A state senate investigation has been launched into two high-profile economic development projects that have fallen flat.  Senate governmental accountability committee chairman Jim Lembke expects his committee to follow an extensive paper trail on the projects, Mamtek in Moberly and Wi-Fi Sensors in Kirksville.

Wi-Fi Sensors got a one-million dollar Community Development Block Grant loan in July, 2009 with a promise to hire 40 to 100 people. It has yet to make any payments on the loan and nobody answers the phone. The Department of Economic Development referred the debt to the Attorney General for collection last April.

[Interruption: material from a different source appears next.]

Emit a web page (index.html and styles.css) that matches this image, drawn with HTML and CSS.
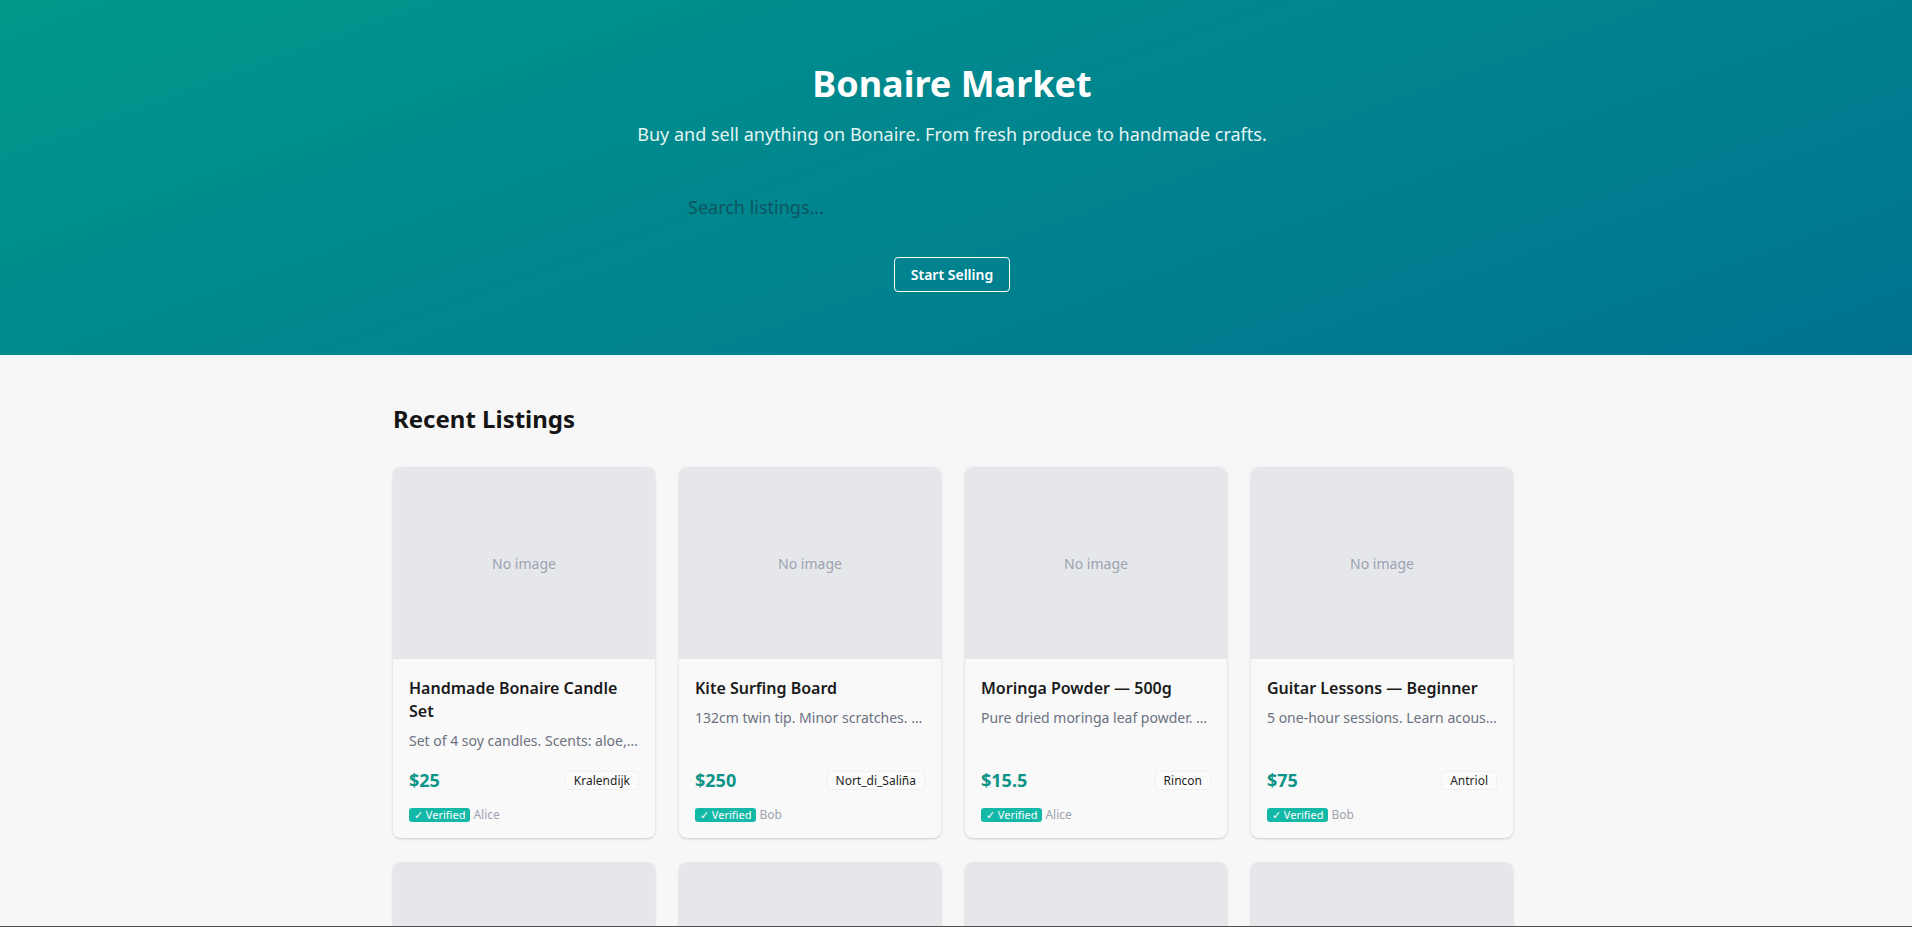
FILE: index.html
```html
<!DOCTYPE html>
<html lang="en">
<head>
<meta charset="utf-8">
<title>Bonaire Market</title>
<link rel="stylesheet" href="styles.css">
</head>
<body>
<header class="hero">
  <h1 class="hero-title">Bonaire Market</h1>
  <p class="hero-sub">Buy and sell anything on Bonaire. From fresh produce to handmade crafts.</p>
  <form class="search">
    <input class="search-input" type="text" placeholder="Search listings...">
  </form>
  <a class="sell-btn" href="#">Start Selling</a>
</header>

<main class="listings">
  <h2 class="section-title">Recent Listings</h2>
  <div class="grid">
    <article class="card">
      <div class="card-img">No image</div>
      <div class="card-body">
        <h3 class="card-title">Handmade Bonaire Candle Set</h3>
        <p class="card-desc">Set of 4 soy candles. Scents: aloe, coconut and sea breeze.</p>
        <div class="card-meta">
          <span class="price">$25</span>
          <span class="loc">Kralendijk</span>
        </div>
        <div class="seller"><span class="verified">✓ Verified</span><span class="seller-name">Alice</span></div>
      </div>
    </article>
    <article class="card">
      <div class="card-img">No image</div>
      <div class="card-body">
        <h3 class="card-title">Kite Surfing Board</h3>
        <p class="card-desc">132cm twin tip. Minor scratches. Includes fins and straps.</p>
        <div class="card-meta">
          <span class="price">$250</span>
          <span class="loc">Nort_di_Saliña</span>
        </div>
        <div class="seller"><span class="verified">✓ Verified</span><span class="seller-name">Bob</span></div>
      </div>
    </article>
    <article class="card">
      <div class="card-img">No image</div>
      <div class="card-body">
        <h3 class="card-title">Moringa Powder — 500g</h3>
        <p class="card-desc">Pure dried moringa leaf powder. Grown locally on Bonaire.</p>
        <div class="card-meta">
          <span class="price">$15.5</span>
          <span class="loc">Rincon</span>
        </div>
        <div class="seller"><span class="verified">✓ Verified</span><span class="seller-name">Alice</span></div>
      </div>
    </article>
    <article class="card">
      <div class="card-img">No image</div>
      <div class="card-body">
        <h3 class="card-title">Guitar Lessons — Beginner</h3>
        <p class="card-desc">5 one-hour sessions. Learn acoustic basics at your own pace.</p>
        <div class="card-meta">
          <span class="price">$75</span>
          <span class="loc">Antriol</span>
        </div>
        <div class="seller"><span class="verified">✓ Verified</span><span class="seller-name">Bob</span></div>
      </div>
    </article>
    <article class="card">
      <div class="card-img">No image</div>
      <div class="card-body">
        <h3 class="card-title">Fresh Papaya Box</h3>
        <p class="card-desc">Ripe papayas picked this week from our garden.</p>
        <div class="card-meta">
          <span class="price">$12</span>
          <span class="loc">Kralendijk</span>
        </div>
        <div class="seller"><span class="verified">✓ Verified</span><span class="seller-name">Alice</span></div>
      </div>
    </article>
    <article class="card">
      <div class="card-img">No image</div>
      <div class="card-body">
        <h3 class="card-title">Snorkel Set</h3>
        <p class="card-desc">Mask, snorkel and fins. Used twice, like new.</p>
        <div class="card-meta">
          <span class="price">$40</span>
          <span class="loc">Rincon</span>
        </div>
        <div class="seller"><span class="verified">✓ Verified</span><span class="seller-name">Bob</span></div>
      </div>
    </article>
    <article class="card">
      <div class="card-img">No image</div>
      <div class="card-body">
        <h3 class="card-title">Driftwood Wall Art</h3>
        <p class="card-desc">Hand-carved driftwood piece collected on the east coast.</p>
        <div class="card-meta">
          <span class="price">$60</span>
          <span class="loc">Antriol</span>
        </div>
        <div class="seller"><span class="verified">✓ Verified</span><span class="seller-name">Alice</span></div>
      </div>
    </article>
    <article class="card">
      <div class="card-img">No image</div>
      <div class="card-body">
        <h3 class="card-title">Bicycle — City Cruiser</h3>
        <p class="card-desc">Single speed, new tires, basket included.</p>
        <div class="card-meta">
          <span class="price">$90</span>
          <span class="loc">Nort_di_Saliña</span>
        </div>
        <div class="seller"><span class="verified">✓ Verified</span><span class="seller-name">Bob</span></div>
      </div>
    </article>
  </div>
</main>
<div class="edge-line"></div>
</body>
</html>
```
FILE: styles.css
```css
* {
  box-sizing: border-box;
}

html, body {
  margin: 0;
  padding: 0;
}

body {
  font-family: "Noto Sans", "Open Sans", "Liberation Sans", sans-serif;
  background: #f7f7f7;
  color: #1a1a1a;
}

.hero {
  background: linear-gradient(160deg, #00978a 0%, #00838f 55%, #00728f 100%);
  color: #fff;
  text-align: center;
  padding: 62px 32px 63px 24px;
  display: flex;
  flex-direction: column;
  align-items: center;
}

.hero-title {
  margin: 0;
  font-size: 36px;
  line-height: 1.2;
  font-weight: 700;
}

.hero-sub {
  margin: 16px 0 0;
  font-size: 18px;
  line-height: 27px;
  color: #e3f4f2;
}

.search {
  margin-top: 35px;
  width: 560px;
}

.search-input {
  width: 100%;
  height: 48px;
  padding: 0 16px;
  border: none;
  background: transparent;
  font-family: inherit;
  font-size: 18px;
  color: #0d4d57;
  outline: none;
}

.search-input::placeholder {
  color: #0e5560;
}

.sell-btn {
  margin-top: 26px;
  display: inline-block;
  padding: 0 16px;
  height: 35px;
  line-height: 33px;
  border: 1px solid #fff;
  border-radius: 4px;
  color: #fff;
  font-size: 14px;
  font-weight: 600;
  text-decoration: none;
}

/* Listings */
.listings {
  width: 1120px;
  margin-left: calc(50% - 563px);
  padding: 48px 0 48px;
}

.section-title {
  margin: 0 0 32px;
  font-size: 24px;
  line-height: 32px;
  font-weight: 700;
  color: #151515;
}

.grid {
  display: grid;
  grid-template-columns: repeat(4, 1fr);
  gap: 24px;
}

.card {
  background: #f9f9f9;
  border-radius: 8px;
  overflow: hidden;
  box-shadow: 0 1px 3px rgba(0, 0, 0, 0.12), 0 1px 2px rgba(0, 0, 0, 0.06);
  display: flex;
  flex-direction: column;
}

.card-img {
  height: 192px;
  background: #e5e7eb;
  color: #9ca3af;
  font-size: 14px;
  display: flex;
  align-items: center;
  justify-content: center;
}

.card-body {
  flex: 1;
  padding: 18px 16px 15px;
  display: flex;
  flex-direction: column;
}

.card-title {
  margin: 0;
  font-size: 16px;
  line-height: 23px;
  font-weight: 600;
  color: #1a1a1a;
}

.card-desc {
  margin: 7px 0 0;
  font-size: 14px;
  line-height: 21px;
  color: #6b7280;
  white-space: nowrap;
  overflow: hidden;
  text-overflow: ellipsis;
}

.card-meta {
  margin-top: auto;
  padding-top: 16px;
  display: flex;
  align-items: center;
  justify-content: space-between;
}

.price {
  font-size: 18px;
  line-height: 27px;
  font-weight: 700;
  color: #0d9488;
}

.loc {
  font-size: 12px;
  line-height: 15px;
  padding: 1px 8px;
  border: 1px solid #f0f0f0;
  border-radius: 4px;
  background: #fbfbfb;
  color: #1f1f1f;
}

.seller {
  margin-top: 13px;
  display: flex;
  align-items: center;
  gap: 3px;
  font-size: 12px;
  line-height: 16px;
}

.verified {
  background: #14b8a6;
  color: #fff;
  font-size: 11px;
  line-height: 14px;
  padding: 0 5px;
  border-radius: 3px;
}

.seller-name {
  color: #9ca3af;
}

.edge-line {
  position: fixed;
  left: 0;
  right: 0;
  bottom: 0;
  height: 1px;
  background: #4f4f4f;
}
```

Mamtek had promised 600 jobs in Moberly. But Mamtek has missed its first bond payment and has laid off  the 15 employees it did have.  The company has turned over its assets to a company that recovers funds for creditors. The city has issued $39-million in bonds. Project organizers say they need millions more. The Securities and Exchange Commission and the Missouri Attorney General are investigating. 

Lembke says he doesn’t want the investigation to drag on. But he says it will take as long as it takes to determine what has gone wrong and whether the state has adequate safeguards to protect state or local investors. 

Columbia Senator Kurt Schaefer, whose district includes Moberly, says he has been told by a municipal bond expert that the Mamtek/Moberly situation is increasing interest costs for other governmental units.

Lembke  says the committee does not want to stop a project that can be saved or keep the state from meeting commitments to projects.

Senator Joseph Keaveny has urged the committee to work as rapidly as possible. He says he is concerned about the committee’s work having a chilling effect” on state efforts to attract other economic development projects.